Es gibt viele unterschiedliche (zum Teil proprietäre) Formate zur Definition variabler Druckdaten, mit denen zudem oft aufwendige Designs kompliziert oder nicht möglich sind. Der neue ISO-Standard PDF-VT soll hier Abhilfe schaffen.

Stephan JaeggiIm Bereich des Drucks von variablen Daten werden bislang viele verschiedene, teilweise auch herstellerabhängige Formate verwendet (z.B. PPML, VIPP, VPS, VDF, IPDS, IJPDF, Fiery FreeForm, Indigo JLT). Designs mit Transparenzen, Verläufen oder ICC-Profilen konnten damit oft nicht realisiert werden. Um diese Probleme zu überwinden, hat eine ISO-Arbeitsgruppe mit breiter Unterstützung der Hersteller von Digitaldruckmaschinen den ISO-Standard PDF/VT (Variable Daten und Transaktionsdruck) auf Basis von PDF/X entwickelt.

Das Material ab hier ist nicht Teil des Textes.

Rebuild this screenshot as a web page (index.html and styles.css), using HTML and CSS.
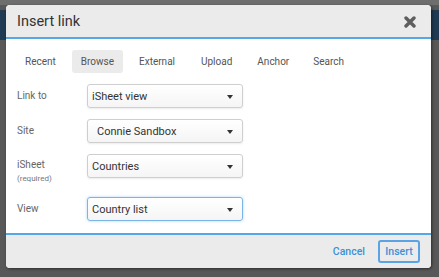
FILE: index.html
```html
<!DOCTYPE html>
<html>
<head>
<meta charset="utf-8">
<link rel="stylesheet" href="styles.css">
</head>
<body>
<div class="backdrop">
  <div class="bg-band"></div>
  <div class="dialog">
    <div class="header">
      <div class="title">Insert link</div>
      <svg class="close" width="12" height="12" viewBox="0 0 12 12"><path d="M2 2 L10 10 M10 2 L2 10" stroke="#5e5e5e" stroke-width="3.4" stroke-linecap="round"/></svg>
    </div>
    <div class="body">
      <div class="tabs">
        <div class="tab">Recent</div>
        <div class="tab active">Browse</div>
        <div class="tab">External</div>
        <div class="tab">Upload</div>
        <div class="tab">Anchor</div>
        <div class="tab">Search</div>
      </div>
      <div class="form">
        <div class="row r1">
          <div class="label">Link to</div>
          <div class="select"><span>iSheet view</span><i class="caret"></i></div>
        </div>
        <div class="row r2">
          <div class="label">Site</div>
          <div class="select"><span class="indent">Connie Sandbox</span><i class="caret"></i></div>
        </div>
        <div class="row r3">
          <div class="label">iSheet<div class="sub">(required)</div></div>
          <div class="select"><span>Countries</span><i class="caret"></i></div>
        </div>
        <div class="row r4">
          <div class="label">View</div>
          <div class="select focus"><span>Country list</span><i class="caret"></i></div>
        </div>
      </div>
    </div>
    <div class="footer">
      <div class="btn-link">Cancel</div>
      <div class="btn">Insert</div>
    </div>
  </div>
</div>
</body>
</html>
```

FILE: styles.css
```css
* { box-sizing: border-box; }
html, body { margin: 0; padding: 0; }
body {
  width: 439px;
  height: 277px;
  overflow: hidden;
  background: #5a5a5a;
  font-family: Roboto, "Liberation Sans", sans-serif;
}
.backdrop {
  position: relative;
  width: 439px;
  height: 277px;
  padding: 5px 0 0 6px;
  background: linear-gradient(#6e6e6e 0, #6e6e6e 5px, #585858 5px);
}
.bg-band {
  position: absolute;
  left: 0;
  top: 10px;
  width: 439px;
  height: 30px;
  background: #1f3a52;
}
.dialog {
  position: relative;
  width: 425px;
  height: 263px;
  background: #fff;
  border-radius: 4px;
  overflow: hidden;
  box-shadow: 1px 1px 3px rgba(0,0,0,0.5);
  display: flex;
  flex-direction: column;
}
.header {
  height: 34px;
  background: #ebebeb;
  border-bottom: 2px solid #55a8e8;
  display: flex;
  align-items: center;
  justify-content: space-between;
  padding: 0 15px 0 11px;
}
.title {
  font-size: 14.5px;
  color: #333;
  padding-top: 1px;
}
.close {
  display: block;
  margin-top: 1px;
}
.body {
  flex: 1;
  padding: 11px 0 0 10px;
}
.tabs {
  display: flex;
  height: 23px;
}
.tab {
  font-size: 10px;
  color: #555;
  padding: 0 9px;
  line-height: 23px;
  border-radius: 3px;
  margin-right: 7px;
}
.tab.active { background: #ebebeb; }
.tab:nth-child(3) { margin-right: 8px; }
.tab:nth-child(5) { margin-right: 6px; }
.form {
  padding-top: 11px;
}
.row {
  display: flex;
  align-items: flex-start;
}
.r2 { margin-top: 11px; }
.r3 { margin-top: 11px; }
.r4 { margin-top: 12px; }
.label {
  width: 71px;
  padding-left: 1px;
  font-size: 10px;
  color: #666;
  line-height: 23px;
}
.r3 .label { line-height: 14px; padding-top: 4px; }
.sub {
  font-size: 8px;
  color: #777;
  line-height: 12px;
  margin-top: 1px;
}
.select {
  width: 156px;
  height: 24px;
  border: 1px solid #cfcfcf;
  border-radius: 3px;
  background: linear-gradient(#fff, #f5f5f5);
  box-shadow: 0 1px 2px rgba(0,0,0,0.08);
  display: flex;
  align-items: center;
  justify-content: space-between;
  padding: 0 9px 0 4px;
  font-size: 11px;
  color: #333;
}
.select .indent { padding-left: 5px; }
.select.focus {
  border-color: #7ab5e6;
  box-shadow: 0 0 3px rgba(80,160,230,0.45);
}
.caret {
  width: 0;
  height: 0;
  border-left: 3.5px solid transparent;
  border-right: 3.5px solid transparent;
  border-top: 4px solid #333;
  margin-top: 1px;
}
.footer {
  height: 35px;
  background: #ebebeb;
  border-top: 2px solid #55a8e8;
  display: flex;
  align-items: center;
  justify-content: flex-end;
  padding: 0 11px 1px 0;
}
.btn-link {
  font-size: 10.5px;
  font-weight: 500;
  color: #3d8fd6;
  margin-right: 13px;
}
.btn {
  font-size: 10.5px;
  font-weight: 500;
  color: #3d8fd6;
  border: 2px solid #5aa4e6;
  border-radius: 3px;
  height: 23px;
  width: 42px;
  display: flex;
  align-items: center;
  justify-content: center;
}
```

Die ersten Varianten des ISO-Standards 16612 erschienen 2010. Bei PDF/VT-1 sind alle Daten in einer Datei gespeichert. Bei PDF/VT-2 können externe Daten (statische oder variable) referenziert werden. Beide Varianten beruhen auf PDF/X: VT-1 auf PDF/X-4 und VT-2 auf PDF/X-5g (wegen der externen Referenzen). Zusätzlich wurde noch die Variante PDF/VT-2s spezifiziert, die ein Streaming von grossen Dateien ermöglicht, indem der Datenstrom in mehrere Teile zerlegt wird, die unabhängig gedruckt werden können (siehe Tabelle).

Sicherheit dank PDF/X

PDF/VT basiert auf PDF/X-4. PDF/X-4 hat sich seit 10 Jahren als Datenformat für statische digitale Druckvorlagen bewährt. PDF/X-4 garantiert, dass alle notwendigen Fonts in die PDF-Datei eingebettet und alle Farben eindeutig definiert sind. Die Verwendung von ICC-basierten Farben ist möglich. Dies erlaubt die Ausnutzung der verglichen mit dem Offsetdruck grösseren Farbumfänge der meisten Digitaldrucksysteme. Transparenzen müssen nicht wie bei älteren PDF/X-Versionen reduziert (flachgerechnet) werden. Beim Reduzieren von Transparenzen können nämlich schlimmstenfalls aus einigen wenigen Objekten Tausende (oder Hunderttausende!) von zersplitterten Teilobjekten entstehen, die den RIP-Prozess verlangsamen. Dies kann dazu führen, dass die digitale Druckmaschine nicht mit voller Geschwindigkeit drucken kann, da die benötigten Daten nicht rechtzeitig vom RIP bereitgestellt werden.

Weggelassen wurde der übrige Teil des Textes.